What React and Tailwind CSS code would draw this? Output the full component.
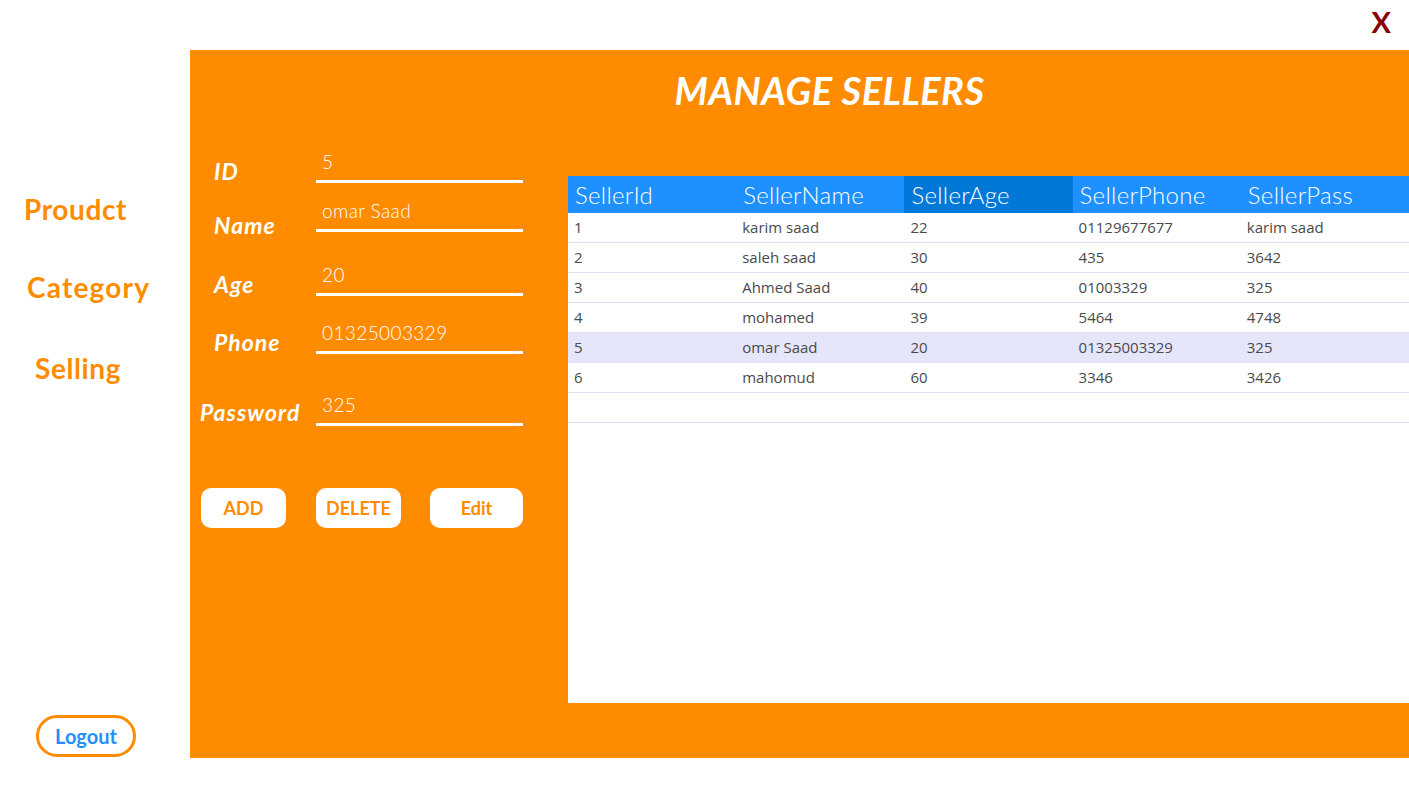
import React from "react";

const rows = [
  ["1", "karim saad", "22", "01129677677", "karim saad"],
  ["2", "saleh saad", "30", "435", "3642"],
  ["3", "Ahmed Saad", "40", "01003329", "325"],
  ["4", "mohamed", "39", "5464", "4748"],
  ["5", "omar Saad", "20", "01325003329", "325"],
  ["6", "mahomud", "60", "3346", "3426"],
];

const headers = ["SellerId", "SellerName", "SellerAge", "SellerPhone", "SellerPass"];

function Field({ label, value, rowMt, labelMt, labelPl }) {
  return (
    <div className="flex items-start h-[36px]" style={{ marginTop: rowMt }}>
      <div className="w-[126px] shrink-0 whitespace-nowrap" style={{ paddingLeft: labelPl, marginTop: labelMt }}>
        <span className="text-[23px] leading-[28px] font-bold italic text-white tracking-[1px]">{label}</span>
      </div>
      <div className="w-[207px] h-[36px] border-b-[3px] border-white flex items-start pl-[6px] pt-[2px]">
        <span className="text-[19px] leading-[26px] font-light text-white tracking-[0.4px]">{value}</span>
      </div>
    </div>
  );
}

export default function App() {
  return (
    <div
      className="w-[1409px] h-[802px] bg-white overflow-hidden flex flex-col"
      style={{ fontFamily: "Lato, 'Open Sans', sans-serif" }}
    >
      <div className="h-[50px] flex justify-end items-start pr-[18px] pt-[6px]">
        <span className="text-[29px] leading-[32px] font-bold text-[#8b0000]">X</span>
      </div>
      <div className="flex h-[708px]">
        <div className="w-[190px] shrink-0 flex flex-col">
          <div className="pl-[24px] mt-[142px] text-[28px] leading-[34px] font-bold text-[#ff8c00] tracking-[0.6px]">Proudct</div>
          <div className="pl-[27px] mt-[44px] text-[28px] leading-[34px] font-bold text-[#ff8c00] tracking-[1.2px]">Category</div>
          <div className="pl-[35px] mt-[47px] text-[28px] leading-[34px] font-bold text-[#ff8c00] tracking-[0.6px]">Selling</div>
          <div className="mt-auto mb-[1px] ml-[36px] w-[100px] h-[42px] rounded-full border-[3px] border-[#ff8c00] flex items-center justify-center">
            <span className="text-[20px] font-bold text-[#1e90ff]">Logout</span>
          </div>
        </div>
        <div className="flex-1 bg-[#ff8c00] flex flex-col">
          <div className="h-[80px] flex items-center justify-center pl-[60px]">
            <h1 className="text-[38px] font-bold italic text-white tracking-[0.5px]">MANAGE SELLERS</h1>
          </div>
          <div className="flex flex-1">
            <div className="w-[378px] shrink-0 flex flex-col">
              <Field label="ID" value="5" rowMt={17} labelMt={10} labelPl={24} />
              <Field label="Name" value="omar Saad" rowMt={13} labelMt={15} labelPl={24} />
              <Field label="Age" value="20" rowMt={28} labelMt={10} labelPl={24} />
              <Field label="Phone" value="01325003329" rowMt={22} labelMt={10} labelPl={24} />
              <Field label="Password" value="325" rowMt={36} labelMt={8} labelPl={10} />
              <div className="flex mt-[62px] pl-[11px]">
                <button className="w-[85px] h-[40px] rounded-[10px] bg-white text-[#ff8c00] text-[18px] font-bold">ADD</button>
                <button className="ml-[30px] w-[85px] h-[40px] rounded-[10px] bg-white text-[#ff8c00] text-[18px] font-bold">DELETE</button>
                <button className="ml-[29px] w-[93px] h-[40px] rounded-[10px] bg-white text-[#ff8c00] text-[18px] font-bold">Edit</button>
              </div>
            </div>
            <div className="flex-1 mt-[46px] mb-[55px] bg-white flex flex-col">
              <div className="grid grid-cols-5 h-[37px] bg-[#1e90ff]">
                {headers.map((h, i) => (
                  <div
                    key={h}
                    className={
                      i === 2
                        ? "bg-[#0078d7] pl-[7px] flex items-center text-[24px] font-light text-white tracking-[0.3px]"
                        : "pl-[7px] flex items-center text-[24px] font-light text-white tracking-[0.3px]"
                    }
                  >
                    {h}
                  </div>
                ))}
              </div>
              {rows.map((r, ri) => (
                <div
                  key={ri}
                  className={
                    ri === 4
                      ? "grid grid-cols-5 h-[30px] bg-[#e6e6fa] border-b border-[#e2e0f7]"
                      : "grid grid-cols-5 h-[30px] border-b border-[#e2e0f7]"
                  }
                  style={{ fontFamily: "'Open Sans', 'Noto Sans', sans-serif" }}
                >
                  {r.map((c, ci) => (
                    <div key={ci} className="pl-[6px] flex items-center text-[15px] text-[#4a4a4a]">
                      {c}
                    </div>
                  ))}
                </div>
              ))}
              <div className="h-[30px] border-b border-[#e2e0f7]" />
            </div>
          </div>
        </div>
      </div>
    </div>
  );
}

+ + + + + + +

◆ Do this
Leave out the pictures and repeat exactly the lines from the start of the material through the line that contains "import React from", both included.

◆ The output
What React and Tailwind CSS code would draw this? Output the full component.
import React from "react";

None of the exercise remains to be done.